A Sixpence in Your Shoe is supposed to be a wish for good fortune and prosperity. The sixpence tradition began in the late 17th century as a part of the dowry gift to the groom. As time went on, the coin became more of a good luck charm worn in the left shoe of the bride on her wedding day. This tradition is being less and less apparent as time goes on, not only because of the rarity of Sixpence currency, but the education of the tradition itself.
Old) The Carrying of the Bouquet
This tradition, again for the Bride, stems back to ancient Rome. Flowers were a common decoration at Roman weddings because they were known as symbols of new beginnings, fidelity, and fertility.
Herbs were more prominent in Middle Age bouquets than flowers, especially dill and garlic, which supposedly kept evil spirits and bad luck away.
New) Now we all know that bouquets, and boutonnieres today are designed to match the theme or color scheme of the couples' entire Wedding, but did you know that each flower has a specific meaning?
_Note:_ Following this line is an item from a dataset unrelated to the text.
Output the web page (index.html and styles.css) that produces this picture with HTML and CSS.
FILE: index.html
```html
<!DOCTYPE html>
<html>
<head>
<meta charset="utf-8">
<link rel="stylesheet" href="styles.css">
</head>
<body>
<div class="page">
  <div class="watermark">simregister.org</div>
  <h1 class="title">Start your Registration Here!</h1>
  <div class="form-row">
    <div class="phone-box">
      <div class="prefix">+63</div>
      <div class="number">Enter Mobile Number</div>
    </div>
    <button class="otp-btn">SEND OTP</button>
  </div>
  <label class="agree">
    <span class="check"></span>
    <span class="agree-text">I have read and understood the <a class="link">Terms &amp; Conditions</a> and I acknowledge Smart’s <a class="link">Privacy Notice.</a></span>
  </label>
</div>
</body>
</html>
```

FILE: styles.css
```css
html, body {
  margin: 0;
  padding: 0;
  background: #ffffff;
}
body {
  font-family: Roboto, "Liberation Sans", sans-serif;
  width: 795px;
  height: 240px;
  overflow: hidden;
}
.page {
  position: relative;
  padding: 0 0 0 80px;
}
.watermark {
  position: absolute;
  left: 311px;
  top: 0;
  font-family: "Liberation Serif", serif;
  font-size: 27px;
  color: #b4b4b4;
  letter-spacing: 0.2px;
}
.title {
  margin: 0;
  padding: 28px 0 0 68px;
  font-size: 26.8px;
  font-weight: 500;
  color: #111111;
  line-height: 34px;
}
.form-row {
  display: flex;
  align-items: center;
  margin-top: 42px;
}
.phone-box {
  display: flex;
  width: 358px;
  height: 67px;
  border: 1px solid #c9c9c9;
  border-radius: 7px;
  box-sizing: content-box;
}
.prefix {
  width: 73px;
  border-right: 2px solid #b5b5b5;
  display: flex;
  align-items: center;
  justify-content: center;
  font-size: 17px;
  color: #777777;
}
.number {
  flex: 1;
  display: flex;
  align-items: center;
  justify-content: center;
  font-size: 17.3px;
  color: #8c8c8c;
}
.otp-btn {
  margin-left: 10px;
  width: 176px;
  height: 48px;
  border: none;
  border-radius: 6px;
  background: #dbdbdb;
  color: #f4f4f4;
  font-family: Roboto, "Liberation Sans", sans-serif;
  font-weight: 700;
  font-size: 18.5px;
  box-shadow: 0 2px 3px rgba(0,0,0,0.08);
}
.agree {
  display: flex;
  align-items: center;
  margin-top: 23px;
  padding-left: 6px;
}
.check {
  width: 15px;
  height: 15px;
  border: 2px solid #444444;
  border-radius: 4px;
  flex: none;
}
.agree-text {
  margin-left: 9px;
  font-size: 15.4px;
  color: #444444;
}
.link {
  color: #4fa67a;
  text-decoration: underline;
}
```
With this beautiful tradition, you should choose carefully which ones to pick for your arrangements. Wouldn't want to send the wrong message! For example, when Kate married Prince William, her bouquet featured lily of the valley ("trustworthy"), myrtle ("hope and love"), and lilac ("innocence") Check out some flower meanings here.
Old) Never Seeing the Bride Before the Wedding Ceremony
During the time when arranged marriages were custom, the betrothed couple wasn’t allowed to see each other before the wedding at all. The wedding symbolized a business deal between two families (romantic, huh?), and a father would have been pleased for his daughter to marry a man from a rich, land-owning family. But he also feared that if the groom met the bride before the wedding and thought she wasn’t attractive, he’d call off the wedding, casting shame onto the bride and her family. Therefore, it became tradition that the bride and groom were only allowed to meet at the wedding ceremony so that the groom did not have the opportunity to change his mind. And that veil the bride wears? Its original purpose was also to keep the groom from finding out what the bride looked like until the last possible minute, when it was too late to back out of the transaction.
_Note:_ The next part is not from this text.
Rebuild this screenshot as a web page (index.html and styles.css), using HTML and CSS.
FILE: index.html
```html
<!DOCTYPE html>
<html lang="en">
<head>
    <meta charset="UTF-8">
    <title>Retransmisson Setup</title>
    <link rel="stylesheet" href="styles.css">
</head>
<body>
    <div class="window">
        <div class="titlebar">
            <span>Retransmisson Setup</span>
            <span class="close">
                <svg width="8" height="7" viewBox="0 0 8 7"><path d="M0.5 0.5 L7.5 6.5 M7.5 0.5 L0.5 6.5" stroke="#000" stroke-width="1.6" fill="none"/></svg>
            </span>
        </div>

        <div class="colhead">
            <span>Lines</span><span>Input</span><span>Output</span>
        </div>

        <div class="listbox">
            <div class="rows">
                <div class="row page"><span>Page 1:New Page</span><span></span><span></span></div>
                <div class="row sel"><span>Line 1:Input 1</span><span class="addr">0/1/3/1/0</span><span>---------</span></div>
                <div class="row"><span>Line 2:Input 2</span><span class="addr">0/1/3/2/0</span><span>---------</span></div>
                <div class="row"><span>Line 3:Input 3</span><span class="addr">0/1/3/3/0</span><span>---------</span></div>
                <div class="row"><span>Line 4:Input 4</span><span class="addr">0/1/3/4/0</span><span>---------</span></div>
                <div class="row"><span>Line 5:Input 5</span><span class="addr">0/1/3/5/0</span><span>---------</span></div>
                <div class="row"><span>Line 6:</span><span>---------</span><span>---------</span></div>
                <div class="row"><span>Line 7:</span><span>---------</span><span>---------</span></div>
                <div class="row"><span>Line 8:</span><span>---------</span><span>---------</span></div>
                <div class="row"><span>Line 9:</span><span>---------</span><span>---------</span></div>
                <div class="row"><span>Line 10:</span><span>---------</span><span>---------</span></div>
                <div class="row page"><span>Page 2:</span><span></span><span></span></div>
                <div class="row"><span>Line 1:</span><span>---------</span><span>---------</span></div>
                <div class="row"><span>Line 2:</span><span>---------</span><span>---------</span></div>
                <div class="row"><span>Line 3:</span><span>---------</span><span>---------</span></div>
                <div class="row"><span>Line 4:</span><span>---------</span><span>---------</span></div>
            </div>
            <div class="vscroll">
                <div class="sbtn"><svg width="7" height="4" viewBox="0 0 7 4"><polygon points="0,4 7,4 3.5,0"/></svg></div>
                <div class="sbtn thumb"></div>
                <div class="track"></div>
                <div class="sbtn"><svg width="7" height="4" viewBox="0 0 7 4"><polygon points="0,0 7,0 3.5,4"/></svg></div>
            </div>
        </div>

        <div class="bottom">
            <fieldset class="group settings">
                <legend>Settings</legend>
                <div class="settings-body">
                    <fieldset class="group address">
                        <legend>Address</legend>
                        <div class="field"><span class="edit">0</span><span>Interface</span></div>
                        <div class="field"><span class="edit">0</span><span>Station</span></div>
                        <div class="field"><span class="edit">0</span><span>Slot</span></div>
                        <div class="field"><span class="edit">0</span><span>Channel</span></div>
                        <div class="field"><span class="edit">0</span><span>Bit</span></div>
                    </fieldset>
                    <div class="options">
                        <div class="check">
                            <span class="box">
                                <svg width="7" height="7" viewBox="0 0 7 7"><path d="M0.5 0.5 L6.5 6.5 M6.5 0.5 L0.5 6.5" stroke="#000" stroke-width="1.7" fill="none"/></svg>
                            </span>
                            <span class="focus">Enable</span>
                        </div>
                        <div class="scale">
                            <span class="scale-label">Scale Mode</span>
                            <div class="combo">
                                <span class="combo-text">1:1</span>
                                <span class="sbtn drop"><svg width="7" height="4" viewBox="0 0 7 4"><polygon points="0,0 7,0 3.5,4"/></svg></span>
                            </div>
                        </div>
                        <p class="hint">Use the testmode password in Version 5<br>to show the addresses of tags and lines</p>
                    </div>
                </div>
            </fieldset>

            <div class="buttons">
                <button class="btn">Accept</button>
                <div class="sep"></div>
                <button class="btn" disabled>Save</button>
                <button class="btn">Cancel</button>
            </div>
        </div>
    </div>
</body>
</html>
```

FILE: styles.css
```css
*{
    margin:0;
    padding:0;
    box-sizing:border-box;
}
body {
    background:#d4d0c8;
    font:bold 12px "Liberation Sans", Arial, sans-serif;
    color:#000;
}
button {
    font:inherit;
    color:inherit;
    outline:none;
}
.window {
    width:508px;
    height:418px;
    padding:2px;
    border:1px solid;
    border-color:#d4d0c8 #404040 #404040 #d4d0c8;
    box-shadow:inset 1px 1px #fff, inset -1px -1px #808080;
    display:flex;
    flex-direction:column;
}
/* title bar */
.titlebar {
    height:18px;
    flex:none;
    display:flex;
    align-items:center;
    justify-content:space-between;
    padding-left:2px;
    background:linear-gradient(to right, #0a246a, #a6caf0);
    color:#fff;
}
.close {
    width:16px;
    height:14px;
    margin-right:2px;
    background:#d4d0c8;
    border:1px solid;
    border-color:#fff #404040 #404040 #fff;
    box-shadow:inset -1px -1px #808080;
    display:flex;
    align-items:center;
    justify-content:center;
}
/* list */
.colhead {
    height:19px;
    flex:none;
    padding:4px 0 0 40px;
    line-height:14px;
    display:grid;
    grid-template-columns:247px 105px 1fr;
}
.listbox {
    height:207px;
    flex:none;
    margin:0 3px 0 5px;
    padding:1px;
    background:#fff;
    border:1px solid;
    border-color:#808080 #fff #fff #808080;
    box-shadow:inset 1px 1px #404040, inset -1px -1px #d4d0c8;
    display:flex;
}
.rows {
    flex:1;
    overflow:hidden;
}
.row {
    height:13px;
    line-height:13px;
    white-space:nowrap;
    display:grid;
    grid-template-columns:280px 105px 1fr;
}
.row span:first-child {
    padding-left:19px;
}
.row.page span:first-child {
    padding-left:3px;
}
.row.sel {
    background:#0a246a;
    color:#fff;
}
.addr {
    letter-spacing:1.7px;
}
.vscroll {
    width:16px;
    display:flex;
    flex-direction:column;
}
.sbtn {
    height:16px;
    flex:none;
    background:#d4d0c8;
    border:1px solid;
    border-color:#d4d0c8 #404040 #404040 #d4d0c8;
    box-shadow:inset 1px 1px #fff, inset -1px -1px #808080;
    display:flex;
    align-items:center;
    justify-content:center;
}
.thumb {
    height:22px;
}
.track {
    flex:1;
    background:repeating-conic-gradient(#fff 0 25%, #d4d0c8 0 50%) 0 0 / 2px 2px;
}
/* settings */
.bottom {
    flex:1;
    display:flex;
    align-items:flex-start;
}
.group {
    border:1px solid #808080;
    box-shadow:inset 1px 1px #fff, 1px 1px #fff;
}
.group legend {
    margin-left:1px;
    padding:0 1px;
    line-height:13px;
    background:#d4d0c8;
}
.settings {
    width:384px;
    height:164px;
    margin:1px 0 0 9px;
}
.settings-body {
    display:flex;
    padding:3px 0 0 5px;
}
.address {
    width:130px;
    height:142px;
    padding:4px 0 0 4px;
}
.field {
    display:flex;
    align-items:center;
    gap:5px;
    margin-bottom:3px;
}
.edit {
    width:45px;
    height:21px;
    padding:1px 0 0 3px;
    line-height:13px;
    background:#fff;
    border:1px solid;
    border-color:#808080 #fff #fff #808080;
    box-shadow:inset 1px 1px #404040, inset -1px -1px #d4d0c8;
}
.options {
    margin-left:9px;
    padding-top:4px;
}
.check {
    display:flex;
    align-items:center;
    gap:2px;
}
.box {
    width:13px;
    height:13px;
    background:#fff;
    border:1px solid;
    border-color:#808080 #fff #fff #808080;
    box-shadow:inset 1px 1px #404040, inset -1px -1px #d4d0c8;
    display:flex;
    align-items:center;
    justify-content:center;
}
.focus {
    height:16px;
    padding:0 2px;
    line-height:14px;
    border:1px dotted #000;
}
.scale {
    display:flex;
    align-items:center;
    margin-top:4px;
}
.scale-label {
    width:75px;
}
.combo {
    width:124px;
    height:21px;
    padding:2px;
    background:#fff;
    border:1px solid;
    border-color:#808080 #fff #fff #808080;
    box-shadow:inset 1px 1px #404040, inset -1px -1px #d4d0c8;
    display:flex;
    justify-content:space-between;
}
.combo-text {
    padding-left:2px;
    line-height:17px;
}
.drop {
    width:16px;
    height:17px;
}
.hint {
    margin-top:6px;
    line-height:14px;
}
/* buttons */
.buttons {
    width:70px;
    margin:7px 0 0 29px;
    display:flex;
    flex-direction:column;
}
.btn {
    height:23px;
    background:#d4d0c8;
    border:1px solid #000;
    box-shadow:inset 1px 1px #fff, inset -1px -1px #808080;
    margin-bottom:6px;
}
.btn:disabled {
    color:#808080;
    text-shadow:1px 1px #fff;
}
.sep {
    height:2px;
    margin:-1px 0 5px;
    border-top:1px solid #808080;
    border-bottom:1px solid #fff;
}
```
Although arranged marriages are no longer common, most brides still don’t want their groom to see them all done up before the wedding. Many believe it makes the day more exciting and memorable. What some couples have done, to calm their nerves and have a moment to themselves without breaking this tradition, is either praying or reading love letters on opposite sides of a door or wall while the photographer captures their reactions and emotions.
New) First Look
This is a more recent tradition, where some couples feel they’ll be more relaxed if they see each other for just a few minutes before the ceremony. To some, it's also easier so that you can take your formal pictures pre-ceremony when everyone is freshly done-up.
Old) The Rings
We all know about the tradition of exchanging rings, but do you know why this is a tradition that has lasted centuries?
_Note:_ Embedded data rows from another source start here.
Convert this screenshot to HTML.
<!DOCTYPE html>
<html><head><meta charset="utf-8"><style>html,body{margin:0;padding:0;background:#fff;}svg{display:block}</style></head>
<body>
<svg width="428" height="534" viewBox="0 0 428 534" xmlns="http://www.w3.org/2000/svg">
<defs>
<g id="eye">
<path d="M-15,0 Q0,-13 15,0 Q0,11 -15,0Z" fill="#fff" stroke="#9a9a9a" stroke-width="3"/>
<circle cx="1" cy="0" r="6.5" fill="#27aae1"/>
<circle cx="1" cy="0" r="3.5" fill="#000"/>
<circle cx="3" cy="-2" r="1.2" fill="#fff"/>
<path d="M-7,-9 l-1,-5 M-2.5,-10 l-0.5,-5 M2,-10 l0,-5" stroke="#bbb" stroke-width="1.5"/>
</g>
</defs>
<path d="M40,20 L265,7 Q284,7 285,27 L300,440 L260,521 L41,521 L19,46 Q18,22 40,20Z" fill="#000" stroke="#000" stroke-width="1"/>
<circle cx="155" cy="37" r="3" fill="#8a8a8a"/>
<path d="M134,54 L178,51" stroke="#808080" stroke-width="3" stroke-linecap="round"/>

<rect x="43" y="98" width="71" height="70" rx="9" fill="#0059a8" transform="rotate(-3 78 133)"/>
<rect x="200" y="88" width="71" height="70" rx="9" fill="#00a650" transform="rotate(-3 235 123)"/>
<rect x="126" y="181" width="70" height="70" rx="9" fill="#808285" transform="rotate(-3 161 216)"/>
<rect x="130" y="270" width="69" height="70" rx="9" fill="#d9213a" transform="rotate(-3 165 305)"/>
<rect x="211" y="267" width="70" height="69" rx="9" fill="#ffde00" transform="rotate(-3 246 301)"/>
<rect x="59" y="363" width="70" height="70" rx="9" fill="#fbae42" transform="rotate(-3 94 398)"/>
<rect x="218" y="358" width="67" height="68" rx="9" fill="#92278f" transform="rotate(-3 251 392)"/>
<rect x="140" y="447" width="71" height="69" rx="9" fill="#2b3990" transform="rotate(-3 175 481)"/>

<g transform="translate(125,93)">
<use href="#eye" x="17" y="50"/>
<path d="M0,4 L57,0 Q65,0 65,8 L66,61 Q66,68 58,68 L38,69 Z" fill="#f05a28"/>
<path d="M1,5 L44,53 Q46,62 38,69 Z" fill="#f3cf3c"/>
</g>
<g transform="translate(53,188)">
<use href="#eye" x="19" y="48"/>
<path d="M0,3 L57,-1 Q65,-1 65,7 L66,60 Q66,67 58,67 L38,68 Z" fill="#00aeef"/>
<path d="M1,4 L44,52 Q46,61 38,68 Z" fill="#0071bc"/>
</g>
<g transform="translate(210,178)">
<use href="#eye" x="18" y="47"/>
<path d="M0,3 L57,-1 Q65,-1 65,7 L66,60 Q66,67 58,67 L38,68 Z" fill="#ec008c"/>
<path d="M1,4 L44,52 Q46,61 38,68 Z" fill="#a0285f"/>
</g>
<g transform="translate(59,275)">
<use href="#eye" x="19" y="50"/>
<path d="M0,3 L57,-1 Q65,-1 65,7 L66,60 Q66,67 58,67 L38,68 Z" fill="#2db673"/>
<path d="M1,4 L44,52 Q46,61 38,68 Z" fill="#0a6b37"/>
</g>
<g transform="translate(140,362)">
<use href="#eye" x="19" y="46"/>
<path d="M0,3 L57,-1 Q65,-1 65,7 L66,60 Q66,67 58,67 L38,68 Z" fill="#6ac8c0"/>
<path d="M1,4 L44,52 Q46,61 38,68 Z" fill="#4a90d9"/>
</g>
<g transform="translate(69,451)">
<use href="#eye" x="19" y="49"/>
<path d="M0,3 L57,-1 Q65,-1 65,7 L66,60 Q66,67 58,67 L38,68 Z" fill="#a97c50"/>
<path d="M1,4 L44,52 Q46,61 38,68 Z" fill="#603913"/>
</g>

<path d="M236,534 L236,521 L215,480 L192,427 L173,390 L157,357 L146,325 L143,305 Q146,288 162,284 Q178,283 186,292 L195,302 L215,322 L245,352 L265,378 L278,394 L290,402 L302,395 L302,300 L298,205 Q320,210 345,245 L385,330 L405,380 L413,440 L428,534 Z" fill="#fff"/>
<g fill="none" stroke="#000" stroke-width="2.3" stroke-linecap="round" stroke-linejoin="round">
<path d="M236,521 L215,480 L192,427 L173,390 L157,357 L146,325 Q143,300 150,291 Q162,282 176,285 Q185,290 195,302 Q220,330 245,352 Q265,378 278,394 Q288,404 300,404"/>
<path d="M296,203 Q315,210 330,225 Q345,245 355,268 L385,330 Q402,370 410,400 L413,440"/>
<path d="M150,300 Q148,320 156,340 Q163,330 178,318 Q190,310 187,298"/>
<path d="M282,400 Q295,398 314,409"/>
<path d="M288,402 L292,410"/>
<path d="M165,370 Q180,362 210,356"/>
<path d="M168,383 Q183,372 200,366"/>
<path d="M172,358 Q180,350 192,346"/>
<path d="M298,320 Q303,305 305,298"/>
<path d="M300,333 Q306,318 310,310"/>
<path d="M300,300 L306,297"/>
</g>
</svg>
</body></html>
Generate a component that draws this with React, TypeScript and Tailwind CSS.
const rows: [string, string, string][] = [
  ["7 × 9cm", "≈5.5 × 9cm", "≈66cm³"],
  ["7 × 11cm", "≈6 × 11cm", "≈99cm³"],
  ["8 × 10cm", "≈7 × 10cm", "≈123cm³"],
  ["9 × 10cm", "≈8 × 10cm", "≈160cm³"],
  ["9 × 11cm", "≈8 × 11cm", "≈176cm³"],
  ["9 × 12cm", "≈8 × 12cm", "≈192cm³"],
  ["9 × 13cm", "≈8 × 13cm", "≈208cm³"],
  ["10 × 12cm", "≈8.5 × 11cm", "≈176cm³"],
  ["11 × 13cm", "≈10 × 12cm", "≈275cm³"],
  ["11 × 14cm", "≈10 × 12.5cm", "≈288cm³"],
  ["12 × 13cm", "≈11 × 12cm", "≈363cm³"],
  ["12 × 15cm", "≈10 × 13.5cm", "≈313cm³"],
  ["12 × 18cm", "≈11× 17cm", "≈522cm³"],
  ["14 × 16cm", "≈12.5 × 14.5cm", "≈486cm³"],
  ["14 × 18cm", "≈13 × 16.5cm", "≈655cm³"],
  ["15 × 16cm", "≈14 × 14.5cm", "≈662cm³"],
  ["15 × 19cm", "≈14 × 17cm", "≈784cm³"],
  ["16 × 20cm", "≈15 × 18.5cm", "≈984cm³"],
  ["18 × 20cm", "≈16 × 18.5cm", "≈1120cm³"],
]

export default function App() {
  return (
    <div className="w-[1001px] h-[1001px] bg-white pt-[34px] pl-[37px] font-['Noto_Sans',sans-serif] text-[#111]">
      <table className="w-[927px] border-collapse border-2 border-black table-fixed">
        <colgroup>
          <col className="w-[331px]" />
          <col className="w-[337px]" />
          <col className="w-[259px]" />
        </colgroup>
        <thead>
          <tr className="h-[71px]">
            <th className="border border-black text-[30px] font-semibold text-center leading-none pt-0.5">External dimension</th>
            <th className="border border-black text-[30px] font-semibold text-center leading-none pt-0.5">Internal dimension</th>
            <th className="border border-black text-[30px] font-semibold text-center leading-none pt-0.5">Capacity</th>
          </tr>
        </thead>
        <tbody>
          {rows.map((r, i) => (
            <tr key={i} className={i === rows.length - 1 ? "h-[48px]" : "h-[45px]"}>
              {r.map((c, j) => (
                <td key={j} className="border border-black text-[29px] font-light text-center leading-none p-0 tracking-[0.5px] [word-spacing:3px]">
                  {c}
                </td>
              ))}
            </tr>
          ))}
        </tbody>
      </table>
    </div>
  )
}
The Western traditions of wedding rings can be traced to ancient Rome and Greece, and were first associated with the marital dowry and later with the promise of fidelity.
Historically, the wedding ring was connected to the exchange of valuables at the moment of the wedding rather than a symbol of eternal love and devotion, a sign of "earnest money". According to the 1549 edition of the Book of Common Prayer: after the words 'with this ring I thee wed' follow the words 'This gold and silver I give thee', at which point the groom was supposed to hand a leather purse filled with gold and silver coins to the bride. It is a relic of the times when marriage was a contract between families, not individual lovers.
New) Nowadays it's much more romantic and fashionable with all the different styles and options out there, as a symbol of the promise of eternal love and devotion.
Old) Wedding Cake & Cake Cutting
May seem obvious, but wedding cakes were made to bring good luck to all guests and the couple. One of the first traditions began in Ancient Rome, where a cake of wheat or barley was broken over the bride’s head to bring good fortune to the couple.
During the 16th century to the 17th century, the “bride's pie” was served at most weddings. Different from the modern sweet wedding cake, bride pie is savory. Bride pie is a pie with pastry crust and filled an assortment of oysters, lamb testicles, pine kernels, cocks' combs from Robert May's 1685 recipe (huh.... yummy?) It was considered very rude and bad luck not to eat the bride’s pie. One tradition of bride’s pie was to place a glass ring in the middle of the dessert and the maiden who found it would be the next to marry, similar to the modern tradition of catching the Flower bouquet.
Now) The modern wedding cake as we know it now, however, would originate at the 1882 wedding of Prince Leopold, Duke of Albany and Princess Helena of Waldeck and Pyrmont; their wedding cake was the first to actually be completely edible (hallelujah!)
The cake cutting represents the first activity done as a couple, although historically the bride did this act alone to symbolize the loss of her virginity... Charming wouldn't you say? Nowadays, though, the timing of your cake cutting is entirely up to you and is typically done just after dinner before the dancing begins.
Old) Bouquet and Garter Toss
The history behind these two rather awkward traditions is shall we say... unfortunate. They stem from a time when bridesmaids and groomsmen would quite literally tear your dress apart to get your garter (as it meant they would be the next to marry) and would then accompany you to your bed chamber where they would encourage you to "seal the deal." What are friends for, I guess??
Eventually this led to the bride and groom tossing the bouquet and the garters that held up the bride’s stockings as a way to appease the crowd.
Not very romantic and oh so awkward.
Now) The bouquet and garter toss is still a representation of who will marry next, but it can be done in more modest, fun and goofy ways to make it more tolerable. While many couples are choosing to leave out this rather odd tradition, I'm sure more and more single guests are rejoicing (I know I am!)
While every culture is different and has their own set of unique traditions, these are the top ones when people think of a Classic Wedding. Whether or not you follow these traditions is entirely up to you and your future spouse! At least now you know where they came from, the meaning behind it, and can decide for yourselves.